Local checkpoints for disk data#

Local checkpoints ensure that all dirty disk data pages are written to disk. This is important to ensure that we can cut the REDO log and the UNDO log for disk data pages. The algorithms used to handle disk data is described in a fairly detailed manner in a large comment in pgman.cpp and some comment in pgman.hpp. In Backup.cpp a very detailed description of the local checkpoint algorithm as such is provided. When a fragment replica is checkpointed, its main memory data and its disk data is checkpointed together, to ensure that the references between them stays correct after a restart. The most detailed comments are always in the latest version of RonDB.

To ensure that we don’t oversubscribe too many writes due to local checkpoints we will never have more than 1 MByte of outstanding page writes due to local checkpoints (LCPs) per ldm thread.

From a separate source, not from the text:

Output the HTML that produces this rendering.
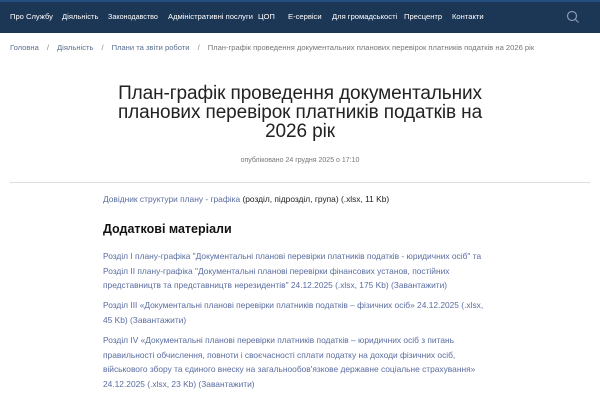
<!DOCTYPE html>
<html><head><meta charset="utf-8"><style>
body{margin:0;width:600px;height:400px;overflow:hidden;background:#fff;font-family:"Liberation Sans",sans-serif;}
.nav{position:absolute;top:0;left:0;width:600px;height:33px;background:#1c3656;border-top:2px solid #244d80;box-sizing:border-box;}
.nav span{position:absolute;top:10px;color:#fff;font-size:7.6px;white-space:nowrap;}
.bc{position:absolute;top:43px;left:10px;font-size:7.6px;color:#5a6f8f;white-space:nowrap;}
.bc i{font-style:normal;color:#888;margin:0 8px;}
.bc b{font-weight:normal;color:#777;}
h1{position:absolute;top:84px;left:0;width:600px;margin:0;text-align:center;font-weight:normal;font-size:19px;line-height:19px;color:#222;letter-spacing:-0.1px;}
.date{position:absolute;top:157px;width:600px;text-align:center;font-size:7px;color:#777;}
hr{position:absolute;top:182px;left:10px;width:580px;margin:0;border:0;border-top:1px solid #ddd;}
.c{position:absolute;left:103px;font-size:8.4px;line-height:14.5px;color:#5a6da0;white-space:nowrap;}
.c .k{color:#222;}
h2{position:absolute;left:103px;top:222px;margin:0;font-size:12.5px;color:#111;}
</style></head><body>
<div class="nav">
<span style="left:10px">Про Службу</span>
<span style="left:62px">Діяльність</span>
<span style="left:108px;font-size:7.2px">Законодавство</span>
<span style="left:168px">Адміністративні послуги</span>
<span style="left:258px">ЦОП</span>
<span style="left:288px">Е-сервіси</span>
<span style="left:332px">Для громадськості</span>
<span style="left:404px">Пресцентр</span>
<span style="left:452px">Контакти</span>
<svg style="position:absolute;left:566px;top:8px" width="14" height="14" viewBox="0 0 14 14"><circle cx="6" cy="6" r="4.5" fill="none" stroke="#8a9ab0" stroke-width="1.2"/><line x1="9.3" y1="9.3" x2="12.5" y2="12.5" stroke="#8a9ab0" stroke-width="1.2"/></svg>
</div>
<div class="bc">Головна<i>/</i>Діяльність<i>/</i>Плани та звіти роботи<i>/</i><b>План-графік проведення документальних планових перевірок платників податків на 2026 рік</b></div>
<h1>План-графік проведення документальних<br>планових перевірок платників податків на<br>2026 рік</h1>
<div class="date">опубліковано 24 грудня 2025 о 17:10</div>
<hr>
<div class="c" style="top:192px">Довідник структури плану - графіка <span class="k">(розділ, підрозділ, група) (.xlsx, 11 Kb)</span></div>
<h2>Додаткові матеріали</h2>
<div class="c" style="top:249px">Розділ I плану-графіка "Документальні планові перевірки платників податків - юридичних осіб" та<br>Розділ II плану-графіка "Документальні планові перевірки фінансових установ, постійних<br>представництв та представництв нерезидентів" 24.12.2025 (.xlsx, 175 Kb) (Завантажити)</div>
<div class="c" style="top:298px">Розділ III «Документальні планові перевірки платників податків – фізичних осіб» 24.12.2025 (.xlsx,<br>45 Kb) (Завантажити)</div>
<div class="c" style="top:333px">Розділ IV «Документальні планові перевірки платників податків – юридичних осіб з питань<br>правильності обчислення, повноти і своєчасності сплати податку на доходи фізичних осіб,<br>військового збору та єдиного внеску на загальнообов'язкове державне соціальне страхування»<br>24.12.2025 (.xlsx, 23 Kb) (Завантажити)</div>
</body></html>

Foreign keys in RonDB disk data tables#

It is fully possible to use foreign keys on tables with disk data attributes. It is important to consider the implications of cascading actions for these tables. If a cascading action tries to change too many rows we could easily hit the limit for transaction sizes for those tables. It is important to take this into consideration when designing your schema. Foreign key cascading actions can easily lead a simple transaction to update all rows in a table and this can cause havoc for transaction latency and it can easily lead to overload problems.

This problem is present for main-memory tables, for disk data tables it will be even worse since all deleted rows will cause disk pages to become dirty and in the need of disk writes in the next local checkpoint.